The current situation in the country and in the world is not conducive to domestic Russian political changes.

 

The prospects of a much needed change in the direction of the country’s development are not visible from inside the system. What we see – the contradictions between the “towers” of the Kremlin, the growth of the influence and ambitions of the “military and security bloc”, adoption of political decisions by the “siloviki”, openly sounding proposals to create a kind of “people’s empire based on the principle of autocracy”, and “the transition to a mobilisation economy and partial closure from the disintegrating global world,”- means, at best, the conservation of the status quo, and, at worst, movement back in time, to the past, which President Putin regards as a model for himself.

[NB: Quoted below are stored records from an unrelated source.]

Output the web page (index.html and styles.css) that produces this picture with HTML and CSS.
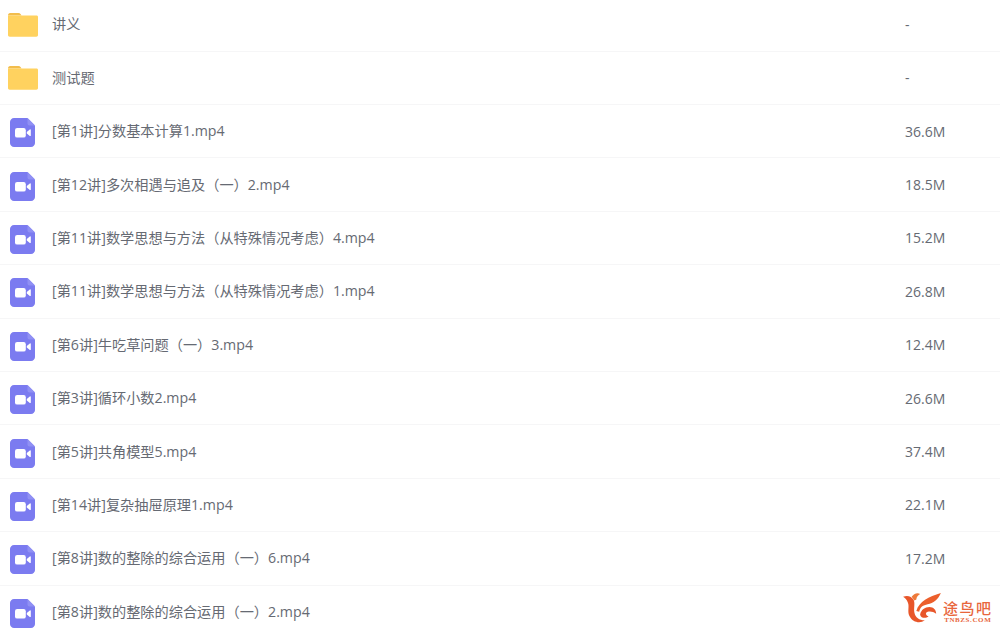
FILE: index.html
```html
<!DOCTYPE html>
<html lang="zh">
<head>
<meta charset="utf-8">
<title>文件列表</title>
<link rel="stylesheet" href="styles.css">
</head>
<body>
<svg class="defs" width="0" height="0" aria-hidden="true">
  <symbol id="folder" viewBox="0 0 30 25">
    <path d="M0 3.5C0 2 .8 1 2.2 1h8.2c1 0 1.7.4 2.3 1.2l.9 1.2H1z" fill="#f2bd4c"/>
    <path d="M0 3.6h28.6c.8 0 1.4.6 1.4 1.4v18c0 1-.7 1.700-1.700 1.700H1.700C.7 24.700 0 24 0 23z" fill="#ffd25f"/>
  </symbol>
  <symbol id="video" viewBox="0 0 25 29">
    <path d="M4 0h13.500L25 7.500V25c0 2.200-1.800 4-4 4H4c-2.200 0-4-1.800-4-4V4c0-2.200 1.800-4 4-4z" fill="#7b7bf0"/>
    <path d="M17.500 0L25 7.500h-5.500c-1.100 0-2-.9-2-2z" fill="#9090f4"/>
    <rect x="5" y="10" width="10.800" height="9.600" rx="2.200" fill="#fff"/>
    <path d="M16.800 13.900l3-2.400c.5-.4 1-.1 1 .5v5.400c0 .6-.5.900-1 .5l-3-2.400z" fill="#fff"/>
  </symbol>
</svg>
<main class="list">
  <div class="row"><svg class="icon folder"><use href="#folder"/></svg><span class="name">讲义</span><span class="size">-</span></div>
  <div class="row"><svg class="icon folder"><use href="#folder"/></svg><span class="name">测试题</span><span class="size">-</span></div>
  <div class="row"><svg class="icon video"><use href="#video"/></svg><span class="name">[第1讲]分数基本计算1.mp4</span><span class="size">36.6M</span></div>
  <div class="row"><svg class="icon video"><use href="#video"/></svg><span class="name">[第12讲]多次相遇与追及（一）2.mp4</span><span class="size">18.5M</span></div>
  <div class="row"><svg class="icon video"><use href="#video"/></svg><span class="name">[第11讲]数学思想与方法（从特殊情况考虑）4.mp4</span><span class="size">15.2M</span></div>
  <div class="row"><svg class="icon video"><use href="#video"/></svg><span class="name">[第11讲]数学思想与方法（从特殊情况考虑）1.mp4</span><span class="size">26.8M</span></div>
  <div class="row"><svg class="icon video"><use href="#video"/></svg><span class="name">[第6讲]牛吃草问题（一）3.mp4</span><span class="size">12.4M</span></div>
  <div class="row"><svg class="icon video"><use href="#video"/></svg><span class="name">[第3讲]循环小数2.mp4</span><span class="size">26.6M</span></div>
  <div class="row"><svg class="icon video"><use href="#video"/></svg><span class="name">[第5讲]共角模型5.mp4</span><span class="size">37.4M</span></div>
  <div class="row"><svg class="icon video"><use href="#video"/></svg><span class="name">[第14讲]复杂抽屉原理1.mp4</span><span class="size">22.1M</span></div>
  <div class="row"><svg class="icon video"><use href="#video"/></svg><span class="name">[第8讲]数的整除的综合运用（一）6.mp4</span><span class="size">17.2M</span></div>
  <div class="row"><svg class="icon video"><use href="#video"/></svg><span class="name">[第8讲]数的整除的综合运用（一）2.mp4</span><span class="size"></span></div>
</main>
<aside class="mark">
  <svg class="mark-logo" viewBox="0 0 42 36" aria-hidden="true">
    <path d="M1 5C6 3 10 5 12 8C14 12 12 17 13 22C14 27 18 30 24 30C19 34 11 32 8 26C5 21 8 15 6 11C5 8 3 6 1 5Z" fill="#e8562a"/>
    <path d="M10 5C12 2 16 0 19 2C17 3 15 5 15 8L13 9Z" fill="#ee7a3a"/>
    <path d="M15 20C18 10 28 5 41 1C38 8 33 12 27 13C22 14 19 16 18 21Z" fill="#ec5f2c"/>
    <path d="M19 24C20 19 24 16 29 16C33 16 36 19 36 23C33 21 30 20 27 21C24 22 25 25 28 26C25 28 20 28 19 24Z" fill="#e8562a"/>
  </svg>
  <div class="mark-text">
    <span class="mark-cn">途鸟吧</span>
    <span class="mark-en">TNBZS.COM</span>
  </div>
</aside>
</body>
</html>
```
FILE: styles.css
```css
* { box-sizing: border-box; }
html, body { margin: 0; padding: 0; height: 100%; overflow: hidden; background: #fff; }
body {
  position: relative;
  font-family: "Open Sans", "Noto Sans CJK SC", sans-serif;
  font-size: 14px;
  color: #666a73;
}
.defs { position: absolute; }
.list { margin-top: -1.800px; }
.row {
  display: flex;
  align-items: center;
  height: 53.400px;
  border-bottom: 1px solid #f6f6f7;
}
.icon { flex: none; display: block; }
.folder { width: 30px; height: 25px; margin-left: 8px; margin-right: 14px; }
.video { width: 25px; height: 29px; margin: 3px 17px 0 10px; }
.name { flex: 1; white-space: nowrap; font-size: 14.200px; padding-bottom: 2px; }
.size { width: 95px; flex: none; }
.mark {
  position: absolute;
  left: 901px;
  top: 592px;
  display: flex;
  align-items: flex-end;
  gap: 0;
}
.mark-logo { width: 42px; height: 34px; display: block; }
.mark-text { display: flex; flex-direction: column; align-items: center; color: #e8663c; margin-bottom: 2px; }
.mark-cn { font-family: "Noto Sans CJK SC", sans-serif; font-size: 15px; line-height: 16px; letter-spacing: 1.500px; font-weight: 500; }
.mark-en { font-family: "Liberation Serif", serif; font-size: 7px; line-height: 8px; font-weight: 700; letter-spacing: .6px; }
```
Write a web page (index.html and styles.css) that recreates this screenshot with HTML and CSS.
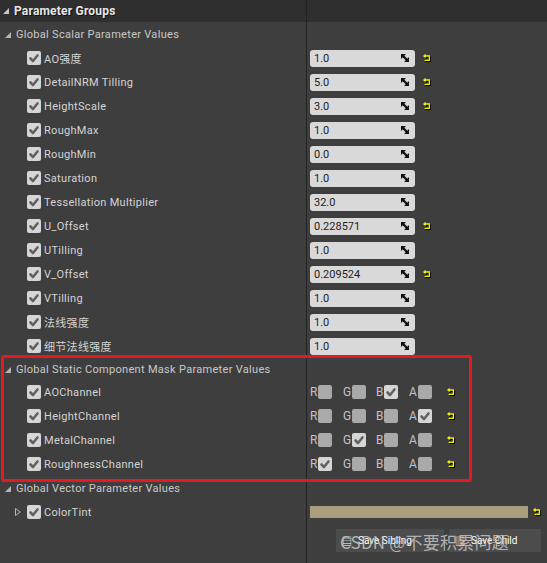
FILE: index.html
```html
<!DOCTYPE html>
<html>
<head>
<meta charset="utf-8">
<link rel="stylesheet" href="styles.css">
</head>
<body>
<div class="panel">
  <div class="header">
    <div class="hl"><svg class="tri" width="6" height="6" viewBox="0 0 6 6"><polygon points="0,6 6,6 6,0"/></svg><span>Parameter Groups</span></div>
    <div class="hr"></div>
  </div>

  <div class="row section"><div class="l"><svg class="tri" width="6" height="6" viewBox="0 0 6 6"><polygon points="0,6 6,6 6,0"/></svg>Global Scalar Parameter Values</div><div class="r"></div></div>

  <div class="row"><div class="l"><span class="cb on"><svg viewBox="0 0 14 14"><path d="M3.5 7.5 L6 10 L10.5 4.5"/></svg></span>AO强度</div><div class="r"><div class="val">1.0<svg class="spin" viewBox="0 0 8 8"><path d="M0 0 H5 L0 5 Z M8 8 V3 L3 8 Z"/><path class="ln" d="M1 1 L7 7"/></svg></div><svg class="reset" viewBox="0 0 8 8"><path d="M2.6 0.6 L1 2 L2.6 3.4 M1 2 H6.4 V6.4 H1.6"/></svg></div></div>
  <div class="row"><div class="l"><span class="cb on"><svg viewBox="0 0 14 14"><path d="M3.5 7.5 L6 10 L10.5 4.5"/></svg></span>DetailNRM Tilling</div><div class="r"><div class="val">5.0<svg class="spin" viewBox="0 0 8 8"><path d="M0 0 H5 L0 5 Z M8 8 V3 L3 8 Z"/><path class="ln" d="M1 1 L7 7"/></svg></div><svg class="reset" viewBox="0 0 8 8"><path d="M2.6 0.6 L1 2 L2.6 3.4 M1 2 H6.4 V6.4 H1.6"/></svg></div></div>
  <div class="row"><div class="l"><span class="cb on"><svg viewBox="0 0 14 14"><path d="M3.5 7.5 L6 10 L10.5 4.5"/></svg></span>HeightScale</div><div class="r"><div class="val">3.0<svg class="spin" viewBox="0 0 8 8"><path d="M0 0 H5 L0 5 Z M8 8 V3 L3 8 Z"/><path class="ln" d="M1 1 L7 7"/></svg></div><svg class="reset" viewBox="0 0 8 8"><path d="M2.6 0.6 L1 2 L2.6 3.4 M1 2 H6.4 V6.4 H1.6"/></svg></div></div>
  <div class="row"><div class="l"><span class="cb on"><svg viewBox="0 0 14 14"><path d="M3.5 7.5 L6 10 L10.5 4.5"/></svg></span>RoughMax</div><div class="r"><div class="val">1.0<svg class="spin" viewBox="0 0 8 8"><path d="M0 0 H5 L0 5 Z M8 8 V3 L3 8 Z"/><path class="ln" d="M1 1 L7 7"/></svg></div></div></div>
  <div class="row"><div class="l"><span class="cb on"><svg viewBox="0 0 14 14"><path d="M3.5 7.5 L6 10 L10.5 4.5"/></svg></span>RoughMin</div><div class="r"><div class="val">0.0<svg class="spin" viewBox="0 0 8 8"><path d="M0 0 H5 L0 5 Z M8 8 V3 L3 8 Z"/><path class="ln" d="M1 1 L7 7"/></svg></div></div></div>
  <div class="row"><div class="l"><span class="cb on"><svg viewBox="0 0 14 14"><path d="M3.5 7.5 L6 10 L10.5 4.5"/></svg></span>Saturation</div><div class="r"><div class="val">1.0<svg class="spin" viewBox="0 0 8 8"><path d="M0 0 H5 L0 5 Z M8 8 V3 L3 8 Z"/><path class="ln" d="M1 1 L7 7"/></svg></div></div></div>
  <div class="row"><div class="l"><span class="cb on"><svg viewBox="0 0 14 14"><path d="M3.5 7.5 L6 10 L10.5 4.5"/></svg></span>Tessellation Multiplier</div><div class="r"><div class="val">32.0<svg class="spin" viewBox="0 0 8 8"><path d="M0 0 H5 L0 5 Z M8 8 V3 L3 8 Z"/><path class="ln" d="M1 1 L7 7"/></svg></div></div></div>
  <div class="row"><div class="l"><span class="cb on"><svg viewBox="0 0 14 14"><path d="M3.5 7.5 L6 10 L10.5 4.5"/></svg></span>U_Offset</div><div class="r"><div class="val">0.228571<svg class="spin" viewBox="0 0 8 8"><path d="M0 0 H5 L0 5 Z M8 8 V3 L3 8 Z"/><path class="ln" d="M1 1 L7 7"/></svg></div><svg class="reset" viewBox="0 0 8 8"><path d="M2.6 0.6 L1 2 L2.6 3.4 M1 2 H6.4 V6.4 H1.6"/></svg></div></div>
  <div class="row"><div class="l"><span class="cb on"><svg viewBox="0 0 14 14"><path d="M3.5 7.5 L6 10 L10.5 4.5"/></svg></span>UTilling</div><div class="r"><div class="val">1.0<svg class="spin" viewBox="0 0 8 8"><path d="M0 0 H5 L0 5 Z M8 8 V3 L3 8 Z"/><path class="ln" d="M1 1 L7 7"/></svg></div></div></div>
  <div class="row"><div class="l"><span class="cb on"><svg viewBox="0 0 14 14"><path d="M3.5 7.5 L6 10 L10.5 4.5"/></svg></span>V_Offset</div><div class="r"><div class="val">0.209524<svg class="spin" viewBox="0 0 8 8"><path d="M0 0 H5 L0 5 Z M8 8 V3 L3 8 Z"/><path class="ln" d="M1 1 L7 7"/></svg></div><svg class="reset" viewBox="0 0 8 8"><path d="M2.6 0.6 L1 2 L2.6 3.4 M1 2 H6.4 V6.4 H1.6"/></svg></div></div>
  <div class="row"><div class="l"><span class="cb on"><svg viewBox="0 0 14 14"><path d="M3.5 7.5 L6 10 L10.5 4.5"/></svg></span>VTilling</div><div class="r"><div class="val">1.0<svg class="spin" viewBox="0 0 8 8"><path d="M0 0 H5 L0 5 Z M8 8 V3 L3 8 Z"/><path class="ln" d="M1 1 L7 7"/></svg></div></div></div>
  <div class="row"><div class="l"><span class="cb on"><svg viewBox="0 0 14 14"><path d="M3.5 7.5 L6 10 L10.5 4.5"/></svg></span>法线强度</div><div class="r"><div class="val">1.0<svg class="spin" viewBox="0 0 8 8"><path d="M0 0 H5 L0 5 Z M8 8 V3 L3 8 Z"/><path class="ln" d="M1 1 L7 7"/></svg></div></div></div>
  <div class="row"><div class="l"><span class="cb on"><svg viewBox="0 0 14 14"><path d="M3.5 7.5 L6 10 L10.5 4.5"/></svg></span>细节法线强度</div><div class="r"><div class="val">1.0<svg class="spin" viewBox="0 0 8 8"><path d="M0 0 H5 L0 5 Z M8 8 V3 L3 8 Z"/><path class="ln" d="M1 1 L7 7"/></svg></div></div></div>

  <div class="row section short"><div class="l"><svg class="tri" width="6" height="6" viewBox="0 0 6 6"><polygon points="0,6 6,6 6,0"/></svg>Global Static Component Mask Parameter Values</div><div class="r"></div></div>

  <div class="row mask"><div class="l"><span class="cb on"><svg viewBox="0 0 14 14"><path d="M3.5 7.5 L6 10 L10.5 4.5"/></svg></span>AOChannel</div><div class="r">
    <span class="ch">R<span class="cb off"></span></span><span class="ch">G<span class="cb off"></span></span><span class="ch">B<span class="cb on"><svg viewBox="0 0 14 14"><path d="M3.5 7.5 L6 10 L10.5 4.5"/></svg></span></span><span class="ch">A<span class="cb off"></span></span><svg class="reset" viewBox="0 0 8 8"><path d="M2.6 0.6 L1 2 L2.6 3.4 M1 2 H6.4 V6.4 H1.6"/></svg>
  </div></div>
  <div class="row mask"><div class="l"><span class="cb on"><svg viewBox="0 0 14 14"><path d="M3.5 7.5 L6 10 L10.5 4.5"/></svg></span>HeightChannel</div><div class="r">
    <span class="ch">R<span class="cb off"></span></span><span class="ch">G<span class="cb off"></span></span><span class="ch">B<span class="cb off"></span></span><span class="ch">A<span class="cb on"><svg viewBox="0 0 14 14"><path d="M3.5 7.5 L6 10 L10.5 4.5"/></svg></span></span><svg class="reset" viewBox="0 0 8 8"><path d="M2.6 0.6 L1 2 L2.6 3.4 M1 2 H6.4 V6.4 H1.6"/></svg>
  </div></div>
  <div class="row mask"><div class="l"><span class="cb on"><svg viewBox="0 0 14 14"><path d="M3.5 7.5 L6 10 L10.5 4.5"/></svg></span>MetalChannel</div><div class="r">
    <span class="ch">R<span class="cb off"></span></span><span class="ch">G<span class="cb on"><svg viewBox="0 0 14 14"><path d="M3.5 7.5 L6 10 L10.5 4.5"/></svg></span></span><span class="ch">B<span class="cb off"></span></span><span class="ch">A<span class="cb off"></span></span><svg class="reset" viewBox="0 0 8 8"><path d="M2.6 0.6 L1 2 L2.6 3.4 M1 2 H6.4 V6.4 H1.6"/></svg>
  </div></div>
  <div class="row mask"><div class="l"><span class="cb on"><svg viewBox="0 0 14 14"><path d="M3.5 7.5 L6 10 L10.5 4.5"/></svg></span>RoughnessChannel</div><div class="r">
    <span class="ch">R<span class="cb on"><svg viewBox="0 0 14 14"><path d="M3.5 7.5 L6 10 L10.5 4.5"/></svg></span></span><span class="ch">G<span class="cb off"></span></span><span class="ch">B<span class="cb off"></span></span><span class="ch">A<span class="cb off"></span></span><svg class="reset" viewBox="0 0 8 8"><path d="M2.6 0.6 L1 2 L2.6 3.4 M1 2 H6.4 V6.4 H1.6"/></svg>
  </div></div>

  <div class="row section"><div class="l"><svg class="tri" width="6" height="6" viewBox="0 0 6 6"><polygon points="0,6 6,6 6,0"/></svg>Global Vector Parameter Values</div><div class="r"></div></div>

  <div class="row vec"><div class="l"><svg class="exp" width="6" height="8" viewBox="0 0 6 8"><path d="M0.5 0.5 L5.2 4 L0.5 7.5 Z"/></svg><span class="cb on"><svg viewBox="0 0 14 14"><path d="M3.5 7.5 L6 10 L10.5 4.5"/></svg></span>ColorTint</div><div class="r"><div class="color"></div><svg class="reset" viewBox="0 0 8 8"><path d="M2.6 0.6 L1 2 L2.6 3.4 M1 2 H6.4 V6.4 H1.6"/></svg></div></div>

  <div class="row footer"><div class="l"></div><div class="r">
    <div class="btn b1"><span class="bi">▤</span>Save Sibling</div>
    <div class="btn b2"><span class="bi">▥</span>Save Child</div>
  </div></div>

  <div class="highlight"></div>
  <div class="watermark">CSDN @不要积累问题</div>
</div>
</body>
</html>
```

FILE: styles.css
```css
html, body {
  margin: 0;
  padding: 0;
  background: #3e3e3e;
}
body {
  width: 547px;
  height: 563px;
  overflow: hidden;
  font-family: Roboto, "Noto Sans CJK SC", sans-serif;
  font-size: 11px;
  letter-spacing: 0.3px;
  color: #d4d4d4;
}
.panel {
  position: relative;
  width: 547px;
  height: 563px;
  display: flex;
  flex-direction: column;
}
.header {
  height: 22px;
  background: #2f2f2f;
  display: flex;
}
.header .hl {
  width: 306px;
  display: flex;
  align-items: center;
  padding-left: 3px;
  box-sizing: border-box;
  font-weight: bold;
  font-size: 12px;
  letter-spacing: 0.2px;
  color: #e6e6e6;
  text-shadow: 1px 1px 0 #111;
}
.header .hl .tri { margin-right: 5px; fill: #c8c8c8; }
.header .hr {
  flex: 1;
  border-left: 1px solid #222;
}
.row {
  display: flex;
  height: 24px;
}
.row.short { height: 22px; }
.row .l {
  width: 306px;
  box-sizing: border-box;
  display: flex;
  align-items: center;
  padding-left: 27px;
  white-space: nowrap;
}
.row .r {
  flex: 1;
  border-left: 1px solid #232323;
  display: flex;
  align-items: center;
  padding-left: 3px;
}
.section .l {
  padding-left: 5px;
  color: #c9c9c9;
}
.section .tri {
  fill: #b4b4b4;
  margin-right: 5px;
  margin-top: 2px;
}
.cb {
  width: 14px;
  height: 14px;
  border-radius: 2px;
  flex: none;
  display: inline-flex;
}
.cb.on { background: #d6d6d6; }
.cb.off { background: #a9a9a9; }
.cb svg {
  width: 14px;
  height: 14px;
  fill: none;
  stroke: #626262;
  stroke-width: 2.6;
  stroke-linecap: round;
  stroke-linejoin: round;
}
.l .cb { margin-right: 3px; }
.val {
  width: 105px;
  height: 17px;
  box-sizing: border-box;
  background: #d9d9d9;
  border-radius: 3px;
  color: #1e1e1e;
  letter-spacing: 0;
  display: flex;
  align-items: center;
  justify-content: space-between;
  padding: 0 6px 0 4px;
}
.spin { width: 8px; height: 8px; }
.spin path { fill: #111; }
.spin path.ln { fill: none; stroke: #111; stroke-width: 2.4; }
.reset {
  width: 8px;
  height: 8px;
  margin-left: 8px;
  fill: none;
  stroke: #f2f200;
  stroke-width: 1.3;
  filter: drop-shadow(1px 1px 0 #000);
}
.ch {
  display: inline-flex;
  align-items: center;
  width: 33px;
  color: #c4c4c4;
  font-size: 12px;
  letter-spacing: 0;
}
.ch .cb { margin-left: 1px; }
.mask .r .reset { margin-left: 5px; }
.vec .l { padding-left: 15px; }
.exp {
  fill: none;
  stroke: #b8b8b8;
  stroke-width: 1;
  margin-right: 6px;
}
.color {
  width: 218px;
  height: 12px;
  background: #aa9f7d;
}
.vec .r .reset { margin-left: 5px; }
.footer { flex: 1; height: auto; }
.footer .r {
  align-items: flex-start;
  justify-content: flex-end;
  padding: 5px 6px 0 0;
  gap: 5px;
}
.btn {
  height: 23px;
  background: #4c4c4c;
  color: #ffffff;
  font-size: 10px;
  letter-spacing: 0;
  display: flex;
  align-items: center;
  padding-left: 6px;
  box-sizing: border-box;
}
.btn.b1 { width: 108px; }
.btn.b2 { width: 92px; }
.bi { margin-right: 6px; font-size: 10px; }
.highlight {
  position: absolute;
  left: 1px;
  top: 355px;
  width: 471px;
  height: 127px;
  box-sizing: border-box;
  border: 3px solid #e11a24;
  border-radius: 3px;
}
.watermark {
  position: absolute;
  left: 340px;
  top: 529px;
  font-family: "Noto Sans CJK SC", sans-serif;
  font-size: 17px;
  letter-spacing: 0.2px;
  color: rgba(205, 205, 205, 0.8);
  white-space: nowrap;
}
```
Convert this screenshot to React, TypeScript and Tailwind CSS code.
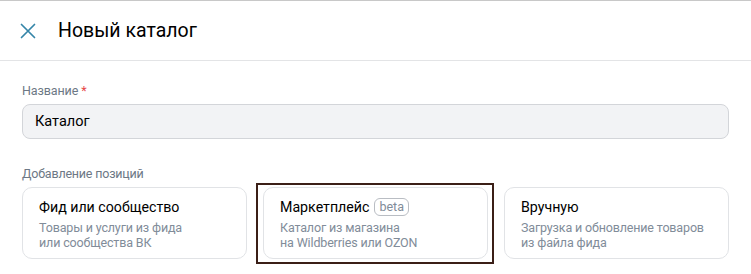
import React from "react";

function Card({
  title,
  lines,
  badge,
  selected,
}: {
  title: string;
  lines: string[];
  badge?: string;
  selected?: boolean;
}) {
  return (
    <div className="relative">
      {selected && (
        <div className="pointer-events-none absolute -left-[7px] -right-[6px] -top-[4px] -bottom-[5px] border-2 border-[#3b1f17]" />
      )}
      <div className="h-[72px] rounded-[10px] border border-[#e1e3e6] bg-white px-4 pt-[9px]">
        <div className="flex items-center gap-[5px] text-[14.2px] leading-5 text-black">
          <span>{title}</span>
          {badge && (
            <span className="flex h-[18px] items-center rounded-[6px] border border-[#b9bdc3] px-[4px] text-[12.5px] leading-none text-[#818c99]">
              {badge}
            </span>
          )}
        </div>
        <div className="mt-[3px] text-[12.5px] leading-[15px] tracking-[-0.15px] text-[#818c99]">
          {lines.map((l) => (
            <div key={l} className="whitespace-nowrap">
              {l}
            </div>
          ))}
        </div>
      </div>
    </div>
  );
}

export default function App() {
  return (
    <div className="h-[274px] w-[751px] overflow-hidden border-t border-[#c8c8c8] bg-white font-['Roboto',sans-serif]">
      <div className="flex h-[60px] items-center border-b border-[#e3e4e6] pl-5">
        <svg width="16" height="16" viewBox="0 0 16 16" className="shrink-0">
          <path
            d="M1.5 1.5 L14.5 14.5 M14.5 1.5 L1.5 14.5"
            stroke="#3585a8"
            strokeWidth="1.7"
            strokeLinecap="round"
          />
        </svg>
        <div className="ml-[22px] text-[19.5px] leading-6 text-black">Новый каталог</div>
      </div>
      <div className="px-[22px] pt-[22px]">
        <div className="text-[12.5px] leading-4 tracking-[-0.1px] text-[#6d7885]">
          Название <span className="text-[#e64646]">*</span>
        </div>
        <div className="mt-[5px] flex h-[35px] w-[707px] items-center rounded-[8px] border border-[#d3d5d9] bg-[#f2f3f5] px-3 text-[14.5px] text-black">
          Каталог
        </div>
        <div className="mt-[27px] text-[12.5px] leading-4 tracking-[-0.2px] text-[#6d7885]">
          Добавление позиций
        </div>
        <div className="mt-[5px] grid w-[707px] grid-cols-3 gap-4">
          <Card title="Фид или сообщество" lines={["Товары и услуги из фида", "или сообщества ВК"]} />
          <Card
            title="Маркетплейс"
            badge="beta"
            selected
            lines={["Каталог из магазина", "на Wildberries или OZON"]}
          />
          <Card title="Вручную" lines={["Загрузка и обновление товаров", "из файла фида"]} />
        </div>
      </div>
    </div>
  );
}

During these years that were lost for meaningful politics, the repressive system not only strengthened, but ensured a transit to a new qualitative state.

 

Talking about civic and political activity, protests have been going around in circles for the past ten years: an attempt to replace a policy based on values ​​and programme content by activism leads to nothing but disappointment and repression.

 

Calls to “break the regime”, “topple Putin, and then we’ll see”, attempts to influence the government in such ways as the notorious Smart Voting, without understanding what needs to be built instead of Putin’s system, – all these are pseudo-politics. It only leads to an increase in the number of those arrested, thousands of law suits [against protesters and those dissenting], public disillusionment, an increased influence of the Stalinists-communists as a systemic “opposition” on the authoritarian government, accelerating its movement towards totalitarianism, and, as a consequence, to the strengthening of the Putin system.

 

As a result, society is deprived of political subjectivity and the prospects of having a voice in the future.

 

Observing the hysterical state of protest of some part of society, the so-called “Internet intelligentsia”, we consider it necessary to declare: for us it is absolutely obvious that in Russia the government and its policies cannot be changed from the street. A stake on destabilization of the situation in the country, whipping up hatred and rebellion can only turn into a mass bloodshed. All attempts to act against the authorities in the field of populism, nationalism and Bolshevism turn into degradation of the moral resistance of society to the regime, which cynically and successfully uses nationalism and social discord for its own purposes.

 

***

 

We are aware that there is no place for a party like Yabloko in the modern political system constructed by a repressive regime, and the Party can be closed by the authorities at any moment. Nevertheless, we continue working due to our results achieved for almost 30 years. The party has become a political institution that has its own meaning, content, and place in the modern history of Russia.We use all our capabilities in the interests of the people and our country.

 

All social events in our country, including the authoritarian government, move by inertia. And this is their weakness. Neither society nor the authorities see the prospects, they have closed into a “sovereign cocoon” from the future. The country is losing the prospects of future development and is afraid of it.

 

The meaning of Yabloko is to understand the future, understand where the country needs to go, in order to provide the foundations for the prosperity of Russia in the 21st century.

 

The Yabloko party is convinced that an alternative perspective for the country’s development must be worked out – a meaningful development strategy for decades, determining Russia’s place in the world and the path of movement, educating and training cadres, developing political structures and persistently pursuing a policy line based on respect for a person and his/her freedom, and life without fear. All this will not appear by itself, we have to prepare and convince people. If the people of Russia have a meaningful vision of the future, its value basis with its national and cultural points of support, the forcible methods will lose their effectiveness and a meaningful field for dialogue with the authorities, including that on our terms, will arise.